→ **Excerpted records**
^^^^

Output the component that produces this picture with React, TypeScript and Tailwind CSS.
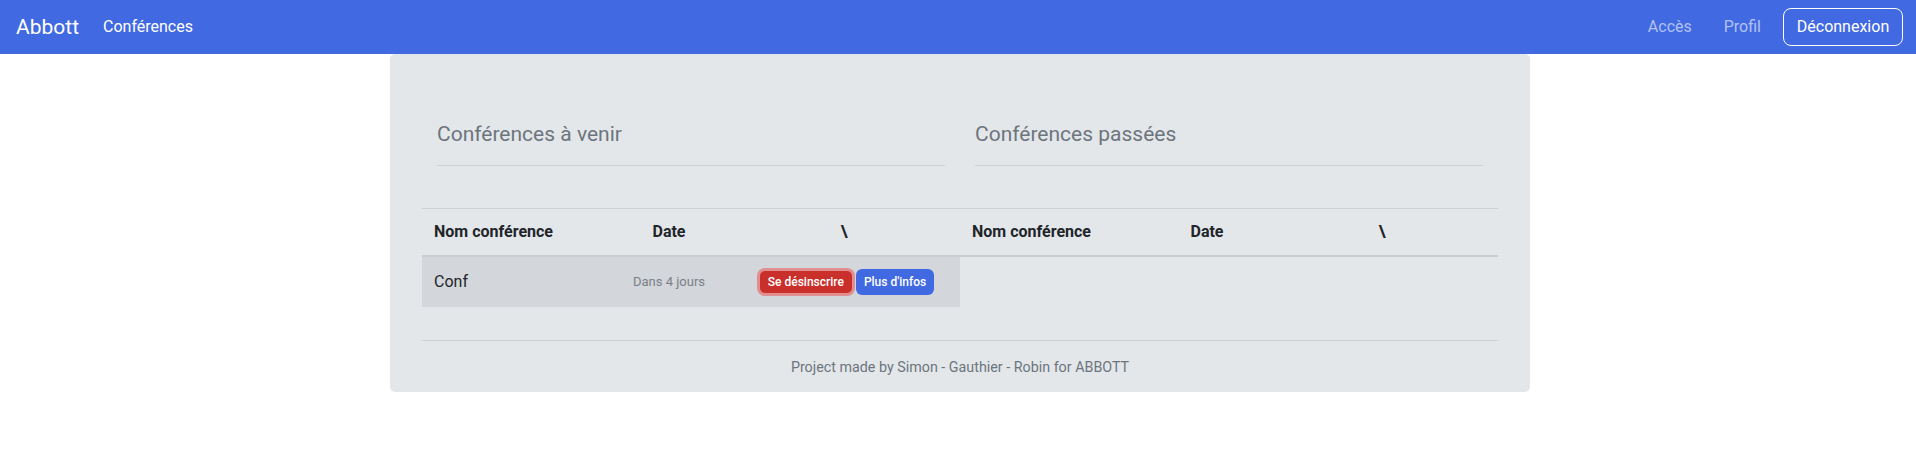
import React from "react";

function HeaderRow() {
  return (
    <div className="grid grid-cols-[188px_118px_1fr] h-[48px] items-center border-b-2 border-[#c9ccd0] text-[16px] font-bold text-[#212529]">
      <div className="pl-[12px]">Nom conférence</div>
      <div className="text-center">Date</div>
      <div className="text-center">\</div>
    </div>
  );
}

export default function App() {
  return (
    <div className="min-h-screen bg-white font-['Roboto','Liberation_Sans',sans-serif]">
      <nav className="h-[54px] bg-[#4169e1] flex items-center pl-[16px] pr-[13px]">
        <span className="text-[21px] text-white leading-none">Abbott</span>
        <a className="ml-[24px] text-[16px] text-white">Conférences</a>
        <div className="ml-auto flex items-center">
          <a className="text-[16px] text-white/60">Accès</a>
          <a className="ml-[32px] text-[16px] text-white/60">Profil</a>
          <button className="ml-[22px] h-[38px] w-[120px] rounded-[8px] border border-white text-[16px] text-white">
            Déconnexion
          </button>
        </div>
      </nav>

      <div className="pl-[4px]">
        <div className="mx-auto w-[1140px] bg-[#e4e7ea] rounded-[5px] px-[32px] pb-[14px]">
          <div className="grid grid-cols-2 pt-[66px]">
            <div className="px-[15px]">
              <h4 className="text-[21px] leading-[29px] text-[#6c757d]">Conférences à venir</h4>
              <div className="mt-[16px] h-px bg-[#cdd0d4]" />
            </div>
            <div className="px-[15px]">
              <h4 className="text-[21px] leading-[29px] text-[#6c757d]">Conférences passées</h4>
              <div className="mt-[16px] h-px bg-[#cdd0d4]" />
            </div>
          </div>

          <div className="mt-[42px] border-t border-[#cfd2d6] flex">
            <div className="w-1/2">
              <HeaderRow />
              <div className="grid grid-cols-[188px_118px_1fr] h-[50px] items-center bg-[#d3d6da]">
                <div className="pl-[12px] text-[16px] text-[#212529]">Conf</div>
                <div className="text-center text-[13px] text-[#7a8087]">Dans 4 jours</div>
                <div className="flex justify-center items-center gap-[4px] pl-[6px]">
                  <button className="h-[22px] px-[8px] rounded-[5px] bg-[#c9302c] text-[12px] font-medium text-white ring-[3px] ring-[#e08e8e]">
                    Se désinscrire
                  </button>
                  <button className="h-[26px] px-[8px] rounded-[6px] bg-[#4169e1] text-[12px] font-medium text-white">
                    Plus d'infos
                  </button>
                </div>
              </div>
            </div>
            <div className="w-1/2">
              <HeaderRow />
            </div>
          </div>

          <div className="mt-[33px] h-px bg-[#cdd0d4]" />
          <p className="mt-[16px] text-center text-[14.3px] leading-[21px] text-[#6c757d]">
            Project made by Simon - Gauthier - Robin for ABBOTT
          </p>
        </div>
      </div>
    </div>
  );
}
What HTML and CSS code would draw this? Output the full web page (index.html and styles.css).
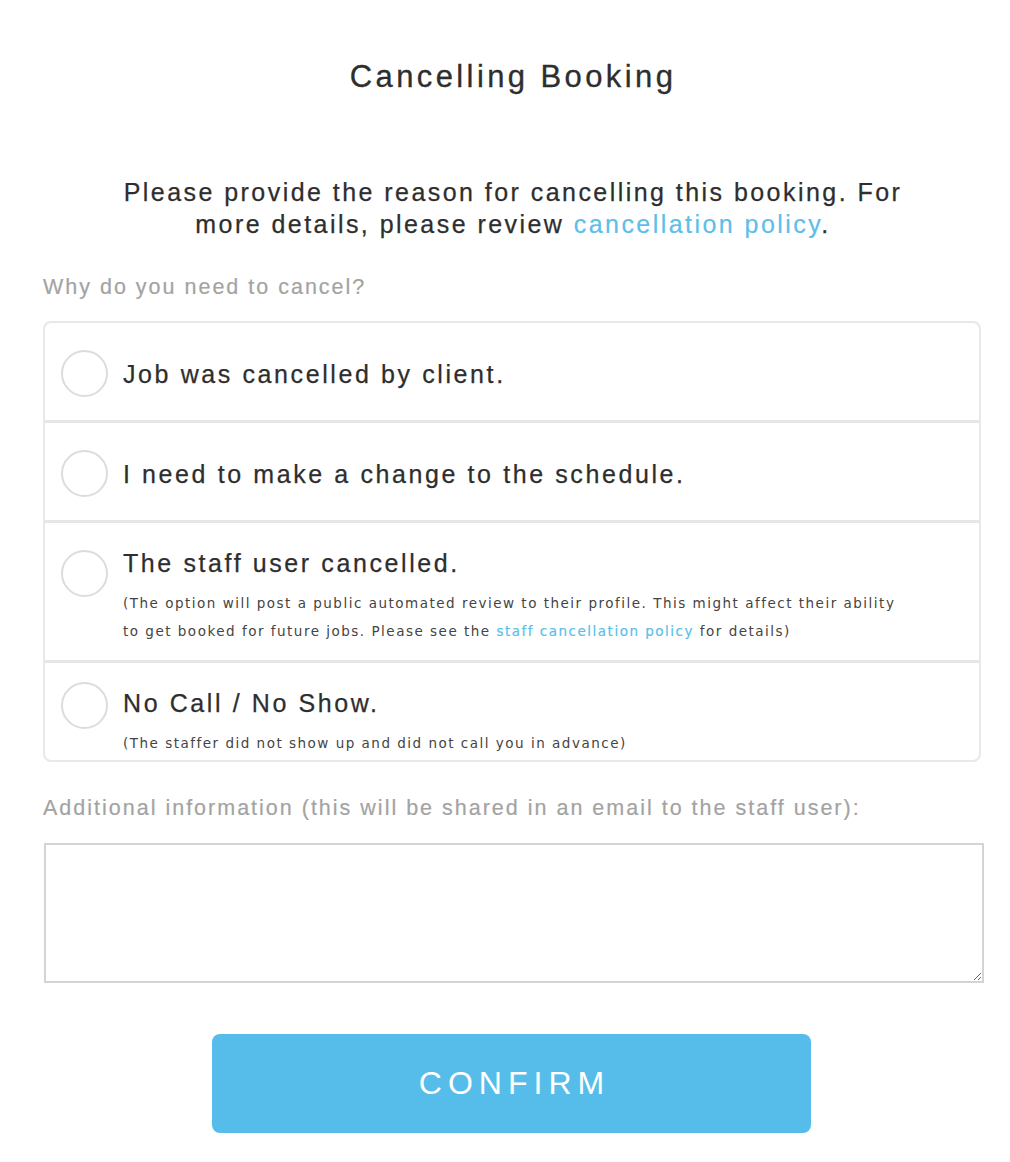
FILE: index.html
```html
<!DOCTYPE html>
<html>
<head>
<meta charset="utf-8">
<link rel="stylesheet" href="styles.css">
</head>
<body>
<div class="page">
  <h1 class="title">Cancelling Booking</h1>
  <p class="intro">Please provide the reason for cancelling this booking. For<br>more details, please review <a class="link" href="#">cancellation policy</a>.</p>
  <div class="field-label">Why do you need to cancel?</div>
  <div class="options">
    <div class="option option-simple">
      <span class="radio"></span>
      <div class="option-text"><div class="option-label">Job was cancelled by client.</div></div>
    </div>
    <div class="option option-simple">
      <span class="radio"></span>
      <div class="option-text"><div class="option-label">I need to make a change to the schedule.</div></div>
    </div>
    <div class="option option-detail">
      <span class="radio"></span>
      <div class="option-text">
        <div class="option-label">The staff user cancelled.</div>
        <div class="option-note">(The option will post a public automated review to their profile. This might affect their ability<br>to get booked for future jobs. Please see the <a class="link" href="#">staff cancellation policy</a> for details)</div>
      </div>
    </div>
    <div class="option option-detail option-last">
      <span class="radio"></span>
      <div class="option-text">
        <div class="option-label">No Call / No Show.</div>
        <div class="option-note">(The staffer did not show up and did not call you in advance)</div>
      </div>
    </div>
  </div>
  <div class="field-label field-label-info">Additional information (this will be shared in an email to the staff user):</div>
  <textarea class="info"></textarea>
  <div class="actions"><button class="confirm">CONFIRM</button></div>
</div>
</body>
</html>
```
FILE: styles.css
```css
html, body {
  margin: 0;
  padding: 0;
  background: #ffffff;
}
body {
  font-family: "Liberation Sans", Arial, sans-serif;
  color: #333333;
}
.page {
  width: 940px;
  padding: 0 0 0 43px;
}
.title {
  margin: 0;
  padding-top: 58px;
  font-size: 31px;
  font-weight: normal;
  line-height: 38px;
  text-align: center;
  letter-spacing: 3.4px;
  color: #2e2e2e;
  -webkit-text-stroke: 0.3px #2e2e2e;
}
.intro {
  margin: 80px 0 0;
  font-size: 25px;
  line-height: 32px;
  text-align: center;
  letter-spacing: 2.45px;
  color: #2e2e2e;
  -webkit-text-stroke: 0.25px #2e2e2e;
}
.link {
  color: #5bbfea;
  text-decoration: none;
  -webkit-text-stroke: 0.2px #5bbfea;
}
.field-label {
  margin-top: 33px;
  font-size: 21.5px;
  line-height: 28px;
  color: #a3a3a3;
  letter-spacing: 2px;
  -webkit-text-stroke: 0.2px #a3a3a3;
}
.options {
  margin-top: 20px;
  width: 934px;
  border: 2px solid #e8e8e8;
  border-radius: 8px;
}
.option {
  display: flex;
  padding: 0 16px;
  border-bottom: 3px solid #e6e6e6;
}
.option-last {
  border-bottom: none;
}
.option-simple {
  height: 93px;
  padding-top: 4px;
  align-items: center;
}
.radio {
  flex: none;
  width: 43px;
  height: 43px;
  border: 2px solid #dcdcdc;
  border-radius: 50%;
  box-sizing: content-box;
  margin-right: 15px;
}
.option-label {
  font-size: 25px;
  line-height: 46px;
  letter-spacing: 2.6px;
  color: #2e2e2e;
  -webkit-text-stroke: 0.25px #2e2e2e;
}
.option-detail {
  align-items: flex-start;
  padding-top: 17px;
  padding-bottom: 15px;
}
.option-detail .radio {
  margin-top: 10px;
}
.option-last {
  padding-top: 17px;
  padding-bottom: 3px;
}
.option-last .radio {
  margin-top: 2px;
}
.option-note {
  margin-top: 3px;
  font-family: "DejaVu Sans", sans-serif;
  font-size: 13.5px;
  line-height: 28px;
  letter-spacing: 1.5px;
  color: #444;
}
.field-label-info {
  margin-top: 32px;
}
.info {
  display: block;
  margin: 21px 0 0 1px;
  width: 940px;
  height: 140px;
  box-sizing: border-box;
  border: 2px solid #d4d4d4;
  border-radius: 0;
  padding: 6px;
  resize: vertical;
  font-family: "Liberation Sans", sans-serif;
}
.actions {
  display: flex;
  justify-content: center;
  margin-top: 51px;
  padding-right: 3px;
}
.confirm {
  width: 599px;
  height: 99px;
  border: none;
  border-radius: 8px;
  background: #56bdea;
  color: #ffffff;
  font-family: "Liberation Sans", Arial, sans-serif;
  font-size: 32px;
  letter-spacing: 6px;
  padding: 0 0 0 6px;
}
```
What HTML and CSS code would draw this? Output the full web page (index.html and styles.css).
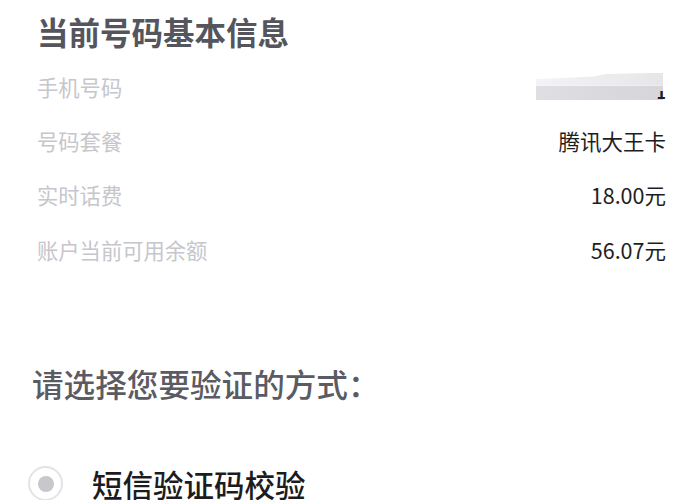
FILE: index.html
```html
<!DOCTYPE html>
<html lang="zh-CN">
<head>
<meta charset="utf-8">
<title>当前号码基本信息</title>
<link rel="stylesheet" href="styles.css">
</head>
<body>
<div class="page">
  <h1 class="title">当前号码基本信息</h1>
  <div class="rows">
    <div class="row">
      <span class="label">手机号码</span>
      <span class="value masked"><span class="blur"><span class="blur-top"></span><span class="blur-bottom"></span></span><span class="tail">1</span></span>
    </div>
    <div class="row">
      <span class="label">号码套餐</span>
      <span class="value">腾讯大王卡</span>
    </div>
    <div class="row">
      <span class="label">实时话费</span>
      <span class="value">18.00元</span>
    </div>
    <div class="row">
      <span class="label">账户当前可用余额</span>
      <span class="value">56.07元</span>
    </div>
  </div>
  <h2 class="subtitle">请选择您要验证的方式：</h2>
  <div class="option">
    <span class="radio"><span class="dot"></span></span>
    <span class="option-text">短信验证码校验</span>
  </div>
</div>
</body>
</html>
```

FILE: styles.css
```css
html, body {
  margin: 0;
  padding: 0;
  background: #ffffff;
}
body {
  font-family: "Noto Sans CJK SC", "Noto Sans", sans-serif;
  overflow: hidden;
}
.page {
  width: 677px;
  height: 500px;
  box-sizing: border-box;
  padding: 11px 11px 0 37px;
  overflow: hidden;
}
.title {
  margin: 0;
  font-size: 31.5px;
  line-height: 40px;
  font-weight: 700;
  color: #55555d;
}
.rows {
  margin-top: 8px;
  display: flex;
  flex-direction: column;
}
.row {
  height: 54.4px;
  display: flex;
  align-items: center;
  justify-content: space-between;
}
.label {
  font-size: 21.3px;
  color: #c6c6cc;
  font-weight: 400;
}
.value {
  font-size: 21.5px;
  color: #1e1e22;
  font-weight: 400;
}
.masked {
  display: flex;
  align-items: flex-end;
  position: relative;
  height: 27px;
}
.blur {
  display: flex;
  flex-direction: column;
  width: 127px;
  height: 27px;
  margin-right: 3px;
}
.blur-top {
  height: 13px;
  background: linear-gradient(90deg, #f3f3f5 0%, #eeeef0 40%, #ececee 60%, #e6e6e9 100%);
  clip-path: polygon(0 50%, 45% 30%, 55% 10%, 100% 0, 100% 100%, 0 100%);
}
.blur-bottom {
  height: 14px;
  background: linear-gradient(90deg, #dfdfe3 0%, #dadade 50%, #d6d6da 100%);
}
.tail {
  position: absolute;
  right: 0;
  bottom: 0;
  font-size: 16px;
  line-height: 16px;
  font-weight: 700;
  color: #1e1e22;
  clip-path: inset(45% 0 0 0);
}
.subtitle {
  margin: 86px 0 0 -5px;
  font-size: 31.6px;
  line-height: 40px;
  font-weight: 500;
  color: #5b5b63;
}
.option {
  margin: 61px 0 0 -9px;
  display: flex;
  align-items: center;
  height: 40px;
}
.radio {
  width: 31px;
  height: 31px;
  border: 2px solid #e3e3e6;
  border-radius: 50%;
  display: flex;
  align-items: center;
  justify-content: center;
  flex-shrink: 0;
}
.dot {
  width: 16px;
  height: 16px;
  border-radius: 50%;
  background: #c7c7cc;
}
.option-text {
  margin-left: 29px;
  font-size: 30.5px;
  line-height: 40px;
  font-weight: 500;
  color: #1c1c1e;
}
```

^^^^

→ **What to do**
Of the lines above, how many include the word "React"? Reply with the number alone.

→ **Expected output**
2